TWI Industrial Member Report Summary 967/2010
By J E Blackburn and C M Allen
Porosity in laser welds is of concern in machined components subject to high stress levels or cyclic stresses. After machining, pores within the welds can break the surface and potentially act as stress concentration sites, shortening fatigue life. Conversely, undercut at the weld face and/or root is of concern if the weld bead is not machined. Porosity in laser welds is primarily a result of unsuitable welding parameters, incorrectly prepared material and inadequate inert gas shielding. If porosity criteria specified in laser welding standards could be met consistently, particularly in aluminium, titanium and nickel alloys which are more prone to porosity, this would lead to the wider use of laser welding in high value components. Recent work (Blackburn and Allen, 2009) has demonstrated that a directed gas jet can be used to significantly reduce porosity levels when neodymium-doped yttrium aluminium garnet (Nd:YAG) laser welding titanium alloys to levels within those required by international standards. Nevertheless, as the gas jet requires very precise alignment to work effectively, it is questionable if this is an industrially robust approach.

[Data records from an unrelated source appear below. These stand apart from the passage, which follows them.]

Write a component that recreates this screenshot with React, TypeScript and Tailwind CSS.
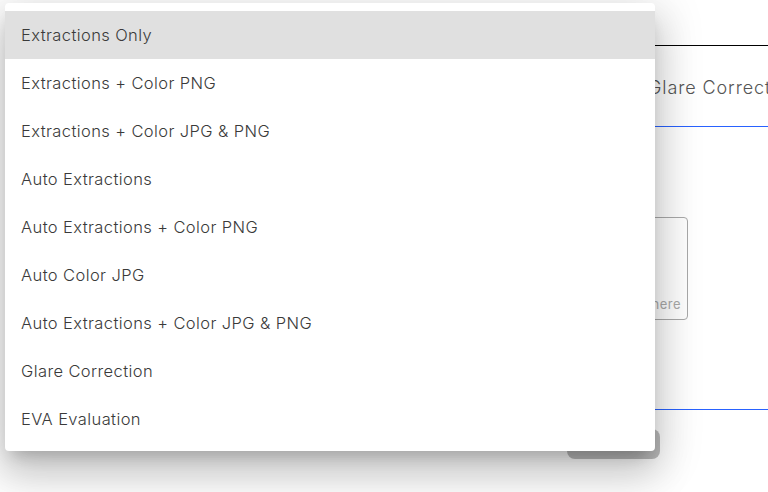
import React from "react";

const options = [
  "Extractions Only",
  "Extractions + Color PNG",
  "Extractions + Color JPG & PNG",
  "Auto Extractions",
  "Auto Extractions + Color PNG",
  "Auto Color JPG",
  "Auto Extractions + Color JPG & PNG",
  "Glare Correction",
  "EVA Evaluation",
];

export default function App() {
  return (
    <div className="relative w-[768px] h-[492px] overflow-hidden bg-white font-['Inter',sans-serif] text-[#3a3a3a]">
      {/* page behind the menu */}
      <div className="flex flex-col pl-[40px]">
        <div className="h-[45px]" />
        <div className="border-t border-black" />
        <div className="h-[81px] pl-[608px] pt-[28px] text-[18px] font-light tracking-[0.9px] text-[#555] whitespace-nowrap overflow-hidden border-b border-[#2962ff]">
          Glare Correction
        </div>
        <div className="h-[90px]" />
        <div className="flex justify-end pr-[80px]">
          <div className="w-[240px] h-[103px] border border-[#aaa] rounded-[4px] flex flex-col items-end justify-end pr-[6px] pb-[6px] text-[13px] text-[#aaa] leading-[18px] tracking-[0.5px]">
            <span className="mr-[27px]">Upload file to</span>
            <span>Drop your file here</span>
          </div>
        </div>
        <div className="h-[90px] border-b border-[#2962ff]" />
        <div className="flex justify-end pr-[108px] pt-[19px]">
          <div className="w-[93px] h-[30px] rounded-[8px] bg-[#bdbdbd] flex items-center justify-center text-[13px] text-[#1e40af]">
            Upload
          </div>
        </div>
      </div>

      {/* select menu */}
      <ul className="absolute left-[5px] top-[3px] w-[650px] bg-white rounded-[4px] py-2 shadow-[0px_11px_15px_-7px_rgba(0,0,0,0.2),0px_24px_38px_3px_rgba(0,0,0,0.14),0px_9px_46px_8px_rgba(0,0,0,0.12)]">
        {options.map((opt, i) => (
          <li
            key={opt}
            className={`h-12 flex items-center px-4 text-[16.5px] font-light tracking-[0.4px] ${i === 0 ? "bg-[#e0e0e0]" : ""}`}
          >
            {opt}
          </li>
        ))}
      </ul>
    </div>
  );
}
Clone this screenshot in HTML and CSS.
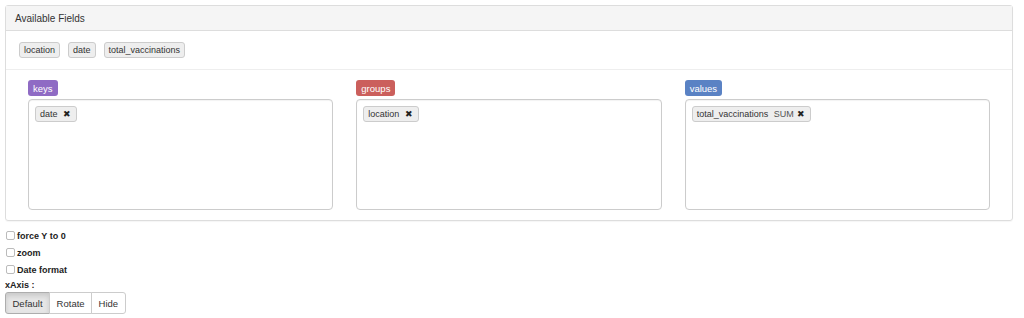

This project has concentrated on two other methods for producing high quality laser welds in titanium alloys: laser power modulation and twin spot welding. During the course of this project TWI also took advantage of limited access to a multi-kilowatt, high beam quality Ytterbium (Yb) fibre laser. Trials were carried out on a titanium alloy with this relatively new type of laser and preliminary results are included.
- Develop Nd:YAG laser welding routines for titanium alloys, resulting in butt welds to at least quality Class A of AWS D17.1, without having to use a directed gas jet.
- Assess the potential of using a high beam quality Yb-fibre laser for welding titanium alloys.
- Use high speed video imaging to observe the differences in the keyhole and weld pool behaviour when laser welding with either a twin spot configuration or a modulated laser power.